The RECOVERY trial pregnancy leads from the National Perinatal Epidemiology Unit at the University of Oxford and King’s College London, along with researchers who led the trial at the University of Oxford and a public representative have described how RECOVERY successfully enabled the participation of pregnant women in the search for an effective treatment for COVID-19. The group have highlighted the need for improved inclusion of pregnant women in clinical trials in an analysis piece published in The BMJ.

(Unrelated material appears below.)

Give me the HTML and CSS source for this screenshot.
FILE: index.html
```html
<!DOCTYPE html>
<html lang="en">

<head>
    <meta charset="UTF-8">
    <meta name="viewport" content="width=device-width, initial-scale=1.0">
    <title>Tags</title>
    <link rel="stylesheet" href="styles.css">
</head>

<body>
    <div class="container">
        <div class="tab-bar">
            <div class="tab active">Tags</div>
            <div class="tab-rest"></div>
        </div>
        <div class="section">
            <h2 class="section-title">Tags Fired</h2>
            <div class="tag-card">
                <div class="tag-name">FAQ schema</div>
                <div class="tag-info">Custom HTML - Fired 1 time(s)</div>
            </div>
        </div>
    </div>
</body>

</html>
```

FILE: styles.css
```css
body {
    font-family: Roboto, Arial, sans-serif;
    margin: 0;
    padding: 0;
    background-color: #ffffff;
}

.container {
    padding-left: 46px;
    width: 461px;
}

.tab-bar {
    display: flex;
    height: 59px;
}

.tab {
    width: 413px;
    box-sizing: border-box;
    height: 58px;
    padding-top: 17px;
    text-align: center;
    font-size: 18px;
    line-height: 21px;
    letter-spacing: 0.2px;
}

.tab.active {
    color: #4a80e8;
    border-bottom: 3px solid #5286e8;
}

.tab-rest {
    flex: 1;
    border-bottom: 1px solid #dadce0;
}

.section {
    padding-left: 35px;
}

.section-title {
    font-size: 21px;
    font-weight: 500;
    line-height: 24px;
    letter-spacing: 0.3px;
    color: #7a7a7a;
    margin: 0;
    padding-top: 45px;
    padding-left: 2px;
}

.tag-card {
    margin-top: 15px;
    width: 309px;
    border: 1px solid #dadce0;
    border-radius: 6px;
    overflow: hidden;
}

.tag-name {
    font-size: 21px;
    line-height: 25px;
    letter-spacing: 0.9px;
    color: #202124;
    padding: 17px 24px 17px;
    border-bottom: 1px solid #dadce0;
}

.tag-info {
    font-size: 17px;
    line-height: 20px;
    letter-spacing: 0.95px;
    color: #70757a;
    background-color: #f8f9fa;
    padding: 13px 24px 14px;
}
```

In the article, the researchers consider the barriers that stop pregnant women from being able to participate in clinical trials and how to address them to increase access to safe and effective treatments and reduce inequity.
Key messages:
- The safety and efficacy of most drugs during pregnancy is unclear because of the exclusion of pregnant women from trials and because robust pregnancy follow-up studies are not conducted after the drug has been licensed;
- Concerns about fetal safety have outweighed consideration of the benefits of equitable access and better information for clinical decisions during pregnancy;
- The RECOVERY trial has shown that clinicians are willing to include pregnant women in trials and that pregnant women are willing to participate;
- Barriers to inclusion of pregnant women in therapeutic trials are mostly related to sponsors, regulators, and insurers;
- Regulatory incentives to ensure that pregnant women are included in therapeutic and preventive trials by default are urgently needed.

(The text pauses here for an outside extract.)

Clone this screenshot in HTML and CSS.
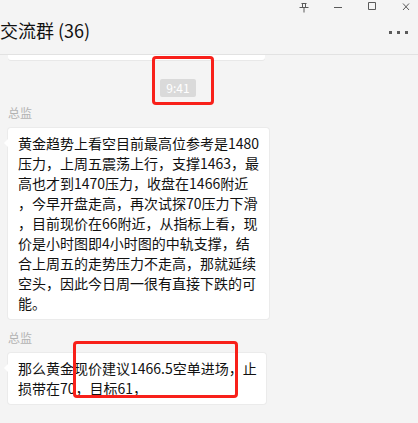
FILE: index.html
```html
<!DOCTYPE html>
<html lang="zh-CN">

<head>
    <meta charset="utf-8">
    <meta name="viewport" content="width=device-width, initial-scale=1.0">
    <title>交流群</title>
    <link rel="stylesheet" href="styles.css">
</head>

<body>
    <header class="top">
        <div class="controls">
            <svg class="ctl" viewBox="0 0 12 12"><path d="M3.5 2.5h5M4.5 2.5v4M7.5 2.5v4M1.5 6.5h9M6 6.5v5"/></svg>
            <svg class="ctl" viewBox="0 0 12 12"><path d="M2 6.5h8"/></svg>
            <svg class="ctl" viewBox="0 0 12 12"><path d="M2.5 1.5h7v7h-7z"/></svg>
            <svg class="ctl" viewBox="0 0 12 12"><path d="M3 2.5l6 6.5M9 2.5l-6 6.5"/></svg>
        </div>
        <div class="titel">
            <h1>交流群 (36)</h1>
            <div class="mere"><i></i><i></i><i></i></div>
        </div>
    </header>

    <main class="chat">
        <div class="rest"></div>

        <div class="tid">
            <span class="klokken">9:41</span>
            <span class="ramme ramme-tid"></span>
        </div>

        <article class="besked">
            <div class="navn">总监</div>
            <div class="boble boble-lang">黄金趋势上看空目前最高位参考是1480<br>压力<b>，</b>上周五震荡上行<b>，</b>支撑1463<b>，</b>最<br>高也才到1470压力<b>，</b>收盘在1466附近<br><b>，</b>今早开盘走高<b>，</b>再次试探70压力下滑<br><b>，</b>目前现价在66附近<b>，</b>从指标上看<b>，</b>现<br>价是小时图即4小时图的中轨支撑<b>，</b>结<br>合上周五的走势压力不走高<b>，</b>那就延续<br>空头<b>，</b>因此今日周一很有直接下跌的可<br>能。</div>
        </article>

        <article class="besked besked-to">
            <div class="navn">总监</div>
            <div class="boble boble-kort">那么黄金现价建议1466.5空单进场<b>，</b>止<br>损带在70<b>，</b>目标61<b>，</b><span class="ramme ramme-tekst"></span></div>
        </article>
    </main>
</body>

</html>
```

FILE: styles.css
```css
body {
    margin: 0;
    background: #f4f4f4;
    font-family: "Noto Sans CJK SC", sans-serif;
    color: #111;
    width: 418px;
    height: 423px;
    overflow: hidden;
}

.top {
    height: 54px;
    border-bottom: 1px solid #e2e2e2;
}

.controls {
    display: flex;
    justify-content: flex-end;
    gap: 22px;
    padding: 1px 6px 0 0;
    height: 14px;
}

.ctl {
    width: 12px;
    height: 12px;
    fill: none;
    stroke: #5a5a5a;
    stroke-width: 1;
}

.titel {
    display: flex;
    justify-content: space-between;
    align-items: flex-start;
    padding-top: 3px;
}

h1 {
    margin: 0;
    font-size: 18px;
    font-weight: normal;
    line-height: 24px;
    color: #111;
}

.mere {
    display: flex;
    gap: 5px;
    padding: 13px 10px 0 0;
}

.mere i {
    width: 3px;
    height: 3px;
    background: #5a5a5a;
}

.chat {
    padding-left: 8px;
}

.rest {
    width: 257px;
    height: 5px;
    background: #fff;
    border-radius: 0 0 3px 3px;
    box-shadow: 0 1px 0 #e8e8e8;
}

.tid {
    position: relative;
    margin: 19px 0 0 152px;
    width: 36px;
    height: 18px;
}

.klokken {
    display: block;
    background: #dadada;
    color: #fff;
    font-size: 12px;
    line-height: 18px;
    text-align: center;
    border-radius: 2px;
}

.ramme {
    position: absolute;
    border: 3px solid #f8201a;
    border-radius: 4px;
    box-sizing: border-box;
}

.ramme-tid {
    left: -8px;
    top: -23px;
    width: 62px;
    height: 49px;
}

.besked {
    margin-top: 7px;
}

.besked-to {
    margin-top: 10px;
}

.navn {
    font-size: 12px;
    line-height: 17px;
    color: #b3b3b3;
}

.boble {
    position: relative;
    margin-top: 7px;
    background: #fff;
    border-radius: 3px;
    box-shadow: 0 0 0 1px #ebebeb;
    padding: 5px 10px 6px;
    font-size: 14px;
    line-height: 20px;
    white-space: nowrap;
}

/* kommaer centreret som i originalen */
.boble b {
    font-weight: normal;
    font-family: "Noto Sans CJK TC", sans-serif;
}

.boble::before {
    content: "";
    position: absolute;
    left: -4px;
    top: 11px;
    border-right: 4px solid #fff;
    border-top: 4px solid transparent;
    border-bottom: 4px solid transparent;
}

.boble-lang {
    width: 241px;
}

.boble-kort {
    width: 238px;
}

.ramme-tekst {
    left: 65px;
    top: -12px;
    width: 165px;
    height: 57px;
}
```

Marian Knight, Professor of Maternal and Child Population Health at Oxford Population Health’s National Perinatal Epidemiology Unit, and senior author of the paper said ‘Pregnant women are at higher risk from COVID-19; without their inclusion in RECOVERY we would have had no information about treatments that were suitable for them.

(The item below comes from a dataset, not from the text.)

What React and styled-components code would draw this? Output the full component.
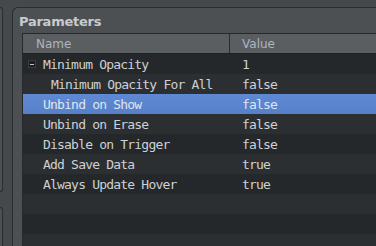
import React from 'react';
import styled, { createGlobalStyle } from 'styled-components';

const GlobalStyle = createGlobalStyle`
  html, body {
    margin: 0;
    padding: 0;
    background: #46494c;
    overflow: hidden;
  }
  #root {
    width: 376px;
    height: 246px;
    overflow: hidden;
  }
`;

const Desk = styled.div`
  display: flex;
  height: 246px;
  padding-top: 7px;
  box-sizing: border-box;
  background: #46494c;
`;

const SideDock = styled.div`
  display: flex;
  flex-direction: column;
  gap: 15px;
  width: 3px;
  flex-shrink: 0;
`;

const SideStub = styled.div`
  height: ${(p) => p.h}px;
  flex-shrink: 0;
  background: #4d5053;
  border: 1px solid #2a2c2e;
  border-left: none;
  border-radius: 0 4px 4px 0;
`;

const Panel = styled.div`
  margin-left: 9px;
  flex: 1;
  min-width: 0;
  display: flex;
  flex-direction: column;
  background: #4d5053;
  border: 1px solid #2a2c2e;
  border-right: none;
  border-bottom: none;
  border-radius: 6px 0 0 0;
`;

const PanelTitle = styled.div`
  height: 25px;
  padding-left: 6px;
  font-family: "DejaVu Sans", sans-serif;
  font-weight: bold;
  font-size: 13px;
  letter-spacing: -0.25px;
  line-height: 28px;
  color: #c6cbd0;
`;

const Tree = styled.div`
  flex: 1;
  margin-left: 9px;
  border-left: 1px solid #26282a;
  border-top: 1px solid #26282a;
  background: #25282b;
  overflow: hidden;
`;

const HeaderRow = styled.div`
  display: flex;
  height: 19px;
  background: #5b5e61;
  border-bottom: 1px solid #1f2123;
  font-family: "DejaVu Sans", sans-serif;
  font-size: 12px;
  line-height: 21px;
  color: #aab5c0;
`;

const HeaderCell = styled.div`
  box-sizing: border-box;
  width: ${(p) => (p.w ? `${p.w}px` : 'auto')};
  flex: ${(p) => (p.w ? 'none' : 1)};
  padding-left: ${(p) => p.pad}px;
  border-right: ${(p) => (p.divider ? '1px solid #2a2c2e' : 'none')};
`;

const Row = styled.div`
  display: flex;
  height: 20px;
  box-sizing: border-box;
  padding-top: 2px;
  background: ${(p) =>
    p.selected
      ? 'linear-gradient(#6089d3, #5580ca)'
      : p.odd
      ? '#2c2f32'
      : '#25282b'};
  font-family: "DejaVu Sans Mono", monospace;
  font-size: 13px;
  letter-spacing: -0.8px;
  line-height: 18px;
  color: ${(p) => (p.selected ? '#dfe6ef' : '#cdd1d5')};
  white-space: nowrap;
`;

const NameCell = styled.div`
  width: 207px;
  flex: none;
  display: flex;
  align-items: center;
  padding-left: ${(p) => p.pad}px;
  box-sizing: border-box;
  overflow: hidden;
`;

const ValueCell = styled.div`
  flex: 1;
  padding-left: 12px;
`;

const Expander = styled.span`
  width: 8px;
  height: 8px;
  box-sizing: border-box;
  margin-right: 7px;
  margin-top: -2px;
  background: #1b1d20;
  border: 1px solid #3b3e41;
  display: flex;
  align-items: center;
  justify-content: center;
  &::after {
    content: '';
    width: 4px;
    height: 1px;
    background: #c4c8cc;
  }
`;

const rows = [
  { name: 'Minimum Opacity', value: '1', level: 0, expanded: true },
  { name: 'Minimum Opacity For All', value: 'false', level: 1 },
  { name: 'Unbind on Show', value: 'false', level: 0, selected: true },
  { name: 'Unbind on Erase', value: 'false', level: 0 },
  { name: 'Disable on Trigger', value: 'false', level: 0 },
  { name: 'Add Save Data', value: 'true', level: 0 },
  { name: 'Always Update Hover', value: 'true', level: 0 },
  { name: '', value: '' },
  { name: '', value: '' },
  { name: '', value: '' },
];

export default function App() {
  return (
    <>
      <GlobalStyle />
      <Desk>
        <SideDock>
          <SideStub h={183} />
          <SideStub h={60} />
        </SideDock>
        <Panel>
          <PanelTitle>Parameters</PanelTitle>
          <Tree>
            <HeaderRow>
              <HeaderCell w={207} pad={13} divider>Name</HeaderCell>
              <HeaderCell pad={12}>Value</HeaderCell>
            </HeaderRow>
            {rows.map((r, i) => (
              <Row key={`row-${i}`} odd={i % 2 === 1} selected={r.selected}>
                <NameCell pad={r.expanded ? 5 : 20 + (r.level || 0) * 8}>
                  {r.expanded && <Expander />}
                  {r.name}
                </NameCell>
                <ValueCell>{r.value}</ValueCell>
              </Row>
            ))}
          </Tree>
        </Panel>
      </Desk>
    </>
  );
}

‘The recruitment rate among pregnant women was comparable to that for all other eligible participants, suggesting that barriers to participation in other trials are the result of processes rather than individual decisions. We hope that the mechanisms that we employed in RECOVERY to ensure the inclusion of pregnant women can be adopted in other trials to reduce the inequity in treatment often encountered during pregnancy.’